В спектакле разговор шел о свободе, о праве знать и любить, как тогда выражались, буржуазного художника Пикассо, носить узкие стиляжьи брюки и ботинки на «манной каше». О конфликте с комсомольским активистом Ивченко (Э. Виторган), который и в более поздние времена сделал неплохую карьеру, став проректором того института, где они с Бэмсом когда-то учились. Тогда это было актуально. Коллизия быть советским конформистом или занимать противоположную позицию, утверждая свою свободу, пусть она даже выражается в скромном желании носить экстравагантную одежду и слушать джазовую музыку, эта коллизия была понятна каждому, кто хоть как-то задумывался о жизни в стране под названием Советский Союз. Быть левым, как тогда говорили, иметь антисоветские взгляды, не любить страну, в которой живешь,–это был очень распространенный комплекс переживаний в среде интеллигенции. Именно этим комплексом настроений отличался герой спектакля Бэмс. Но что характерно, Васильев ставил «Взрослую дочь» не для того, чтобы провозгласить правоту Бэмса и осудить его оппонента Ивченко. Нет, Васильев был далек от прямолинейных идеологических противопоставлений. К финалу спектакля он снимал идейный спор двух героев и отправлял их в кино, желая показать, что все подобные споры остались в прошлом. А сейчас, уже в 70-е годы, эти споры не актуальны.
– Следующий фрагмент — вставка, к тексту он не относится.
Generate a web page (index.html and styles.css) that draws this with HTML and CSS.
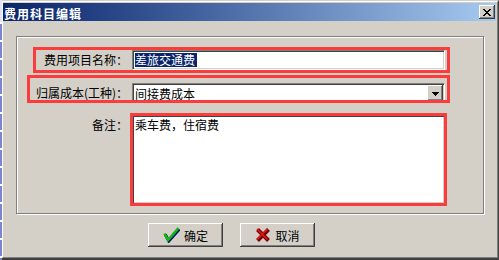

Отход от социального театра шестидесятников, от рассмотрения взаимоотношений между личностью и социумом, вообще резкий отход от социальности как основополагающей характеристики человека и заявил себя во «Взрослой дочери». Этот спектакль Анатолия Васильева вошел в историю театра благодаря этому обстоятельству.
Социальность конфликта «Взрослой дочери» привела бы к подчеркнутому противостоянию героев из разных лагерей, Бэмса и Ивченко. Тогда спектакль, предположим, получился бы о «прогрессивном» борце за свободу Бэмсе и «ретрограде» Ивченко. Но Альберт Филозов не играл «борца». А Эммануил Виторган не играл «ретрограда». Славкина, автора пьесы, и Васильева, постановщика спектакля, нельзя было обвинить в тенденциозности.
Когда Бэмс произносил свой знаменитый монолог о том, что хотел бы затеряться между двух нот Дюка Эллингтона, он был похож скорее на поэта с тонкой, светлой, лирической душой, а вовсе не на общественного обвинителя.
«Взрослая дочь молодого человека» и заканчивалась тем, что конфликт между Бэмсом и Ивченко разрешался словно самой жизнью, которая мудрее нас и не может быть уложена в жесткие идеологические схемы.
Вот этот уход от идеологии шестидесятых и обнаруживал в Анатолии Васильеве представителя следующего поколения. Художника, больше интересовавшегося внутренним миром человека и его взаимоотношениями с окружающими, а не его идеологической борьбой. Чуть позднее, в спектакле «Серсо», Васильев эту борьбу назовет «советской коммунальностью», от которой тоже захотят уйти его герои.
С Васильевым многие могли бы тогда поспорить. Потому что в советской реальности проблема конформизма и нонконформизм была актуальной еще очень долгое время. Если бы эта коллизия исчезла, рассосалась, тогда не надо было бы устраивать перестройку, а потом вообще свергать советский режим. Что его свергать, если он уже трансформировался изнутри и погасил все прежние острые противоречия? С позиций критики и отрицания советского режима в те годы выступали Лев Додин, Кама Гинкас. У Васильева была другая позиция. Не потому, что он был конформистом и готов был согласиться на идеологическое давление со стороны системы. Просто он из этих споров уже тогда, в 70-е годы, выходил, они, очевидно, не казались ему важными. Он не вставал на сторону ни левых, ни правых, ни конформистов, ни нонконформистов, он знал другое измерение конфликтов, другую сферу, в которой располагается человек. Эта сфера, по его логике, была сферой внутренней. Той, которая и диктовала прежде всего то или иное самоощущение человека. Можно сказать, что это была внутренняя сфера художника, знающего иные радост, живущего иными настроениями, чем настроения идеологической и политической борьбы.
Ведь и Бэмс был если не в прямом смысле художником, то, во всяком случае, художественной натурой, и его чувство музыки, джаза было утонченным чувством подлинной артистической личности. Именно это утонченное чувство музыки, ритма и было главной характеристикой героя Альберта Филозова. Полнее всего он раскрывал себя именно с этой стороны.